» Stated problem: Copy the material that follows word for word and omit its pictures.

» Supplied data:
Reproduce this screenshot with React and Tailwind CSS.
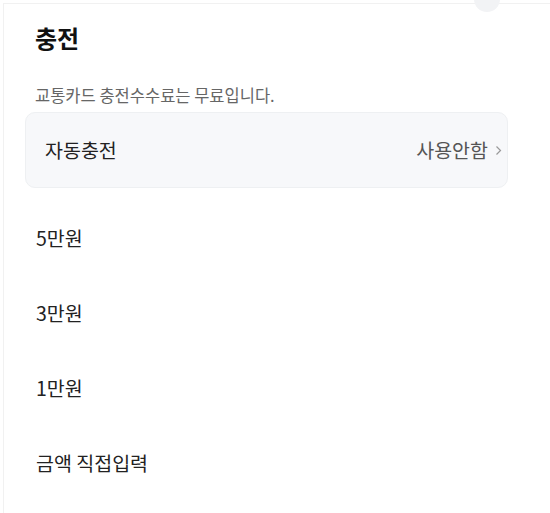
import React from "react";

export default function App() {
  const items = ["5만원", "3만원", "1만원", "금액 직접입력"];
  return (
    <div
      className="relative w-[550px] h-[513px] overflow-hidden bg-white"
      style={{ fontFamily: '"Noto Sans CJK KR", "Noto Sans", sans-serif' }}
    >
      <div className="absolute right-[50px] top-[-14px] w-[26px] h-[26px] rounded-full bg-[#f2f3f5]" />
      <div className="ml-[3px] mt-[3px] h-[510px] border-l border-t border-[#f1f1f1] pl-[21px] pt-[18px]">
        <h1 className="ml-[10px] text-[24px] font-bold leading-[32px] text-[#111]">충전</h1>
        <p className="ml-[10px] mt-[29px] text-[16.5px] leading-[24px] text-[#666]">
          교통카드 충전수수료는 무료입니다.
        </p>
        <div className="mt-[5px] flex h-[76px] w-[483px] items-center justify-between rounded-[10px] border border-[#eef0f2] bg-[#f7f8fa] pl-[19px] pr-[5px]">
          <span className="text-[19.5px] text-[#222]">자동충전</span>
          <span className="flex items-center gap-[7px] text-[19.5px] text-[#555]">
            사용안함
            <svg width="7" height="11" viewBox="0 0 7 11" fill="none">
              <path d="M1.5 1.5L5.5 5.5L1.5 9.5" stroke="#999" strokeWidth="1.2" />
            </svg>
          </span>
        </div>
        <div className="mt-[12px] flex flex-col">
          {items.map((t) => (
            <div key={t} className="ml-[11px] flex h-[75px] items-center text-[19.5px] text-[#222]">
              {t}
            </div>
          ))}
        </div>
      </div>
    </div>
  );
}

» Answer to this problem:
Reproduce this screenshot with React and Tailwind CSS.
import React from "react";

export default function App() {
  const items = ["5만원", "3만원", "1만원", "금액 직접입력"];
  return (
    <div
      className="relative w-[550px] h-[513px] overflow-hidden bg-white"
      style={{ fontFamily: '"Noto Sans CJK KR", "Noto Sans", sans-serif' }}
    >
      <div className="absolute right-[50px] top-[-14px] w-[26px] h-[26px] rounded-full bg-[#f2f3f5]" />
      <div className="ml-[3px] mt-[3px] h-[510px] border-l border-t border-[#f1f1f1] pl-[21px] pt-[18px]">
        <h1 className="ml-[10px] text-[24px] font-bold leading-[32px] text-[#111]">충전</h1>
        <p className="ml-[10px] mt-[29px] text-[16.5px] leading-[24px] text-[#666]">
          교통카드 충전수수료는 무료입니다.
        </p>
        <div className="mt-[5px] flex h-[76px] w-[483px] items-center justify-between rounded-[10px] border border-[#eef0f2] bg-[#f7f8fa] pl-[19px] pr-[5px]">
          <span className="text-[19.5px] text-[#222]">자동충전</span>
          <span className="flex items-center gap-[7px] text-[19.5px] text-[#555]">
            사용안함
            <svg width="7" height="11" viewBox="0 0 7 11" fill="none">
              <path d="M1.5 1.5L5.5 5.5L1.5 9.5" stroke="#999" strokeWidth="1.2" />
            </svg>
          </span>
        </div>
        <div className="mt-[12px] flex flex-col">
          {items.map((t) => (
            <div key={t} className="ml-[11px] flex h-[75px] items-center text-[19.5px] text-[#222]">
              {t}
            </div>
          ))}
        </div>
      </div>
    </div>
  );
}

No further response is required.